Uzman Sosyal Pedagog/Psikolog Hanım Demirbaş insanların ruh halinin kötü olmasının avantajları da olduğunu belirterek, “Kötü ruh hali olan insanlar daha üretkendir” dedi.

Kötü ruh halinin ardında ikinci bir bakışta fark edilecek bir değer olduğunu söyleyen Demirbaş, “İnsan, kötü ruh halinden neden mutlu olmalı? Herkes kendini iyi hissetmediği dönemleri olabilmektedir. Her ne kadar insani bir süreç olsa da kimse bundan hoşlanmaz. Kötü bir ruh halinde insan, huysuz gözlüklerle her şeyi görebilir ve genellikle huysuz iş arkadaşlarından veya arkadaşlarından uzak durmayı tercih eder. Yazar Charles Dickens şöyle demişti, "Dünyadaki hiçbir şey kötü bir ruh hali kadar harika bulaşıcı değildir" ama hiç kimse her zaman iyi bir ruh hali içinde olamaz ve kendini toparlayamaz. Bazen sadece kötü duyguya katlanmak zorundadır insanlar.
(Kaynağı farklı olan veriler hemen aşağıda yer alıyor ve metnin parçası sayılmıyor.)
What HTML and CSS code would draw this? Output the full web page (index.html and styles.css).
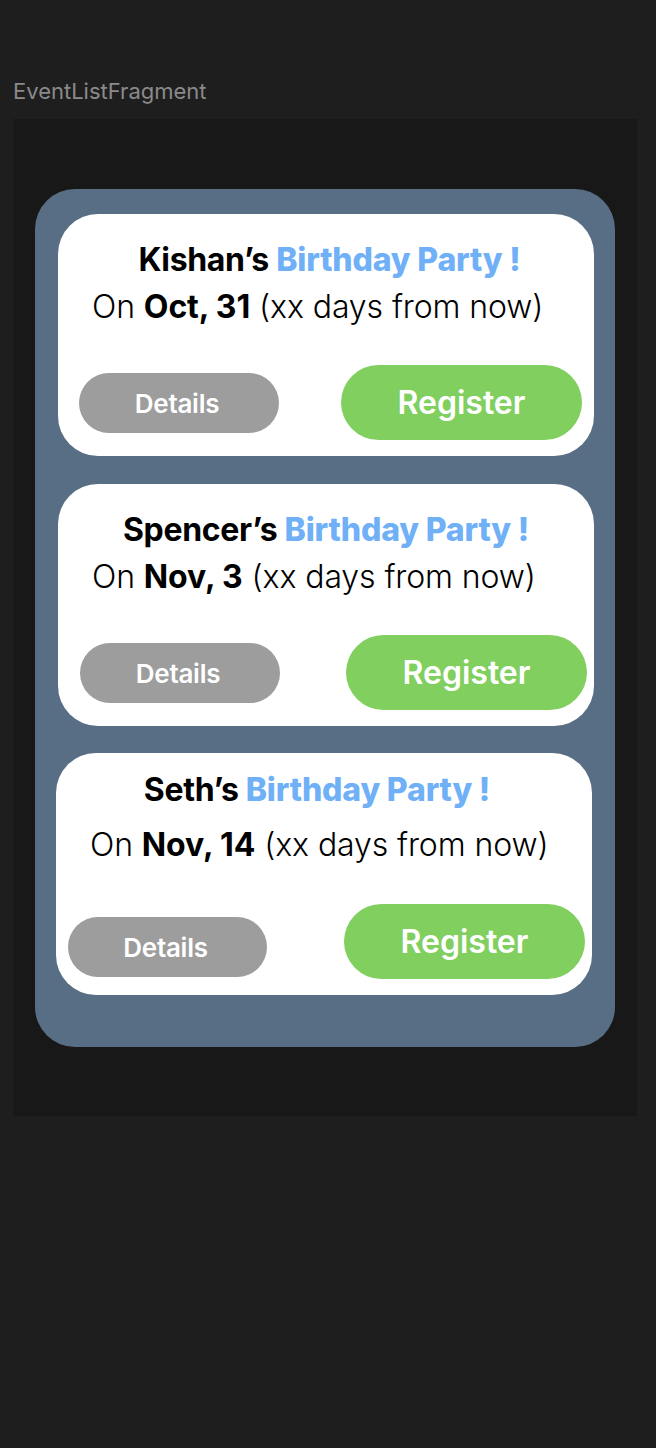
FILE: index.html
```html
<!DOCTYPE html>
<html lang="en">
<head>
<meta charset="utf-8">
<title>EventListFragment</title>
<link rel="stylesheet" href="styles.css">
</head>
<body>
<div class="label">EventListFragment</div>
<div class="frame">
  <div class="panel">
    <div class="card card-1">
      <div class="title">Kishan’s <span class="accent">Birthday Party !</span></div>
      <div class="date">On <b>Oct, 31</b> (xx days from now)</div>
      <div class="actions">
        <button class="btn details">Details</button>
        <button class="btn register">Register</button>
      </div>
    </div>
    <div class="card card-2">
      <div class="title">Spencer’s <span class="accent">Birthday Party !</span></div>
      <div class="date">On <b>Nov, 3</b> (xx days from now)</div>
      <div class="actions">
        <button class="btn details">Details</button>
        <button class="btn register">Register</button>
      </div>
    </div>
    <div class="card card-3">
      <div class="title">Seth’s <span class="accent">Birthday Party !</span></div>
      <div class="date">On <b>Nov, 14</b> (xx days from now)</div>
      <div class="actions">
        <button class="btn details">Details</button>
        <button class="btn register">Register</button>
      </div>
    </div>
  </div>
</div>
</body>
</html>
```

FILE: styles.css
```css
* { box-sizing: border-box; }

html, body {
  margin: 0;
  padding: 0;
  background: #1e1e1e;
  font-family: Inter, "Noto Sans", sans-serif;
}

body {
  width: 656px;
  height: 1448px;
  overflow: hidden;
}

.label {
  padding: 76px 0 0 13px;
  height: 119px;
  font-size: 22px;
  line-height: 30px;
  color: #8a8a8a;
}

.frame {
  margin-left: 13px;
  width: 624px;
  height: 997px;
  background: #181818;
  padding: 70px 0 0 22px;
}

.panel {
  width: 580px;
  height: 858px;
  background: #586e85;
  border-radius: 40px;
  padding-top: 25px;
  display: flex;
  flex-direction: column;
}

.card {
  width: 536px;
  height: 242px;
  background: #ffffff;
  border-radius: 40px;
  display: flex;
  flex-direction: column;
  margin-left: 23px;
}

.card-2 { margin-top: 28px; }
.card-3 { margin-top: 27px; margin-left: 21px; }

.title {
  font-size: 32px;
  line-height: 40px;
  font-weight: 700;
  color: #000;
  text-align: center;
  letter-spacing: -0.01em;
  margin-top: 26px;
  white-space: nowrap;
}

.card-1 .title { padding-left: 7px; }
.card-3 .title { margin-top: 17px; padding-right: 14px; }

.accent {
  color: #6fb0f7;
  font-weight: 800;
  letter-spacing: -0.005em;
}

.date {
  font-size: 32px;
  line-height: 40px;
  font-weight: 300;
  color: #000;
  padding-left: 34px;
  margin-top: 7px;
  white-space: nowrap;
  letter-spacing: -0.003em;
}

.date b { font-weight: 700; }

.card-3 .date { margin-top: 15px; padding-left: 34px; }

.actions {
  display: flex;
  align-items: flex-start;
  margin-top: 38px;
  height: 75px;
  padding-left: 21px;
  padding-right: 12px;
}

.card-2 .actions { padding-left: 22px; padding-right: 7px; }
.card-3 .actions { padding-left: 12px; padding-right: 7px; margin-top: 39px; }

.btn {
  border: none;
  color: #fff;
  font-family: Inter, "Noto Sans", sans-serif;
  font-weight: 600;
  border-radius: 999px;
  padding: 0;
  display: flex;
  align-items: center;
  justify-content: center;
}

.details {
  width: 200px;
  height: 60px;
  margin-top: 8px;
  padding-right: 4px;
  background: #9d9d9d;
  font-size: 26px;
  letter-spacing: -0.01em;
}

.card-3 .details { margin-top: 13px; width: 199px; }

.register {
  margin-left: auto;
  width: 241px;
  height: 75px;
  background: #80cf5f;
  font-size: 32px;
  letter-spacing: 0;
}
```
Kötü ruh hali evrimin bir sonucu mu? ‘Olumlu bir tavırla hayat daha güzeldir insan daha esnek, daha yenilikçi ve daha popüler olur. Her zaman olumlu düşünen (ciddi) bir hastalıktan sonra daha çabuk iyileşir. ’ Bu gibi argümanlarla, son yıllarda "olumlu düşün" dalgası akıllara yerleşti. Hiç şüphe yok iyi bir ruh hali harika bir şeydir. Doğa insana zarar veriyor gibi görünüyorsa, huysuzluk gibi nahoş bir duyguya neden izin versin? Aslında, kötü ruh halinin arkasında ancak ikinci bakışta fark edilebilecek gizli bir değer vardır. Amerikalı antropolog ve Psikolog Paul Ekman’a göre bu altı temel duyguya dayanmaktadır. Neşe, şaşkınlık, öfke, tiksinti, korku ve üzüntü. Duyguların çoğunluğunun olumsuz olduğu fark edilir ve öfke, tiksinti, korku ve üzüntü evrimsel açıdan büyük önem taşır. Tiksinme ve korku gibi duygular bizi tehlikeden korur, öfke iddiamızı güçlendirir ama üzüntü hissinin işlevi nedir?” dedi.

Demirbaş, kötü ruh halinin aslında bir avantaj olduğunu söyleyerek sözlerine şu şekilde devam etti:

“Ruh hali kötü olanlar daha üretkendir. Olumsuz bir ruh hali olan kişilerin analitik düşünmede çok daha başarılıdırlar ve ayrıca başkalarını kendi fikirlerine ikna etmede önemli ölçüde daha başarılıdırlar. Bu, ‘kötü huyluların iyi huylulardan deneklerden fazla etkiye sahip olduğu anlamına gelmektedir. Kötü ruh halindeki insanlar işte daha üretken olurlar. Kötü bir ruh hali içinde olan kişi çünkü daha az hata yapar, işte daha konsantre ve iyi bir ruh hali içinde olan birine göre değerlendirmede daha kritiktir, diye yazıyor. Sonuç olarak, kötü bir ruh hali yeni çevresel koşullara daha hızlı adaptasyona yol açar. Dolayısıyla, tatmin edici olmayan durumdan tekrar çıkmak için harekete geçmeye yardımcı olur ve bu evrimsel bir avantajtır. Örneğin, bir yatırımcı yükselen hisse senetlerinin fiyatından şaşırtıcı bir şekilde yararlanırsa, bu gerçek morallerini yükseltecektir. Ruh hali, onu risk almaya daha istekli ve daha iyimser hale getiriyor ve böylece derhal borsadaki mevcut duruma uygun görünen bir yatırım stratejisi izliyor. Hisse fiyatı tekrar düşerse ruh hali değişir ve daha az risk alır, yani daha karamsar olur. Bu nedenle, ruh hali, çevrede hayal kırıklığına uğramış veya aşırı kalabalık beklentilerin o anda ne kadar muhtemel olduğunu yansıtıyor, Evrim sürecinde, insanoğlunun kaprisli olması, değişikliklere daha hızlı adapte olabilmenin kesin avantajına yol açabilirdi. Kötü ruh halini kabul edenler daha rahatlar. Kötü bir ruh halindeyse insan, olumsuz duygulara izin vermenin uzun vadede kendi sağlığı üzerinde olumlu bir etkisi olduğunu görecektir.

Kötü ruh halini kabul eden insanlar, olumsuz duygularına izin vermek istemeyenlere göre ortalama olarak daha mutludur. İkincisi yalnızca insanı hasta edebilir ve daha fazla strese yol açar.”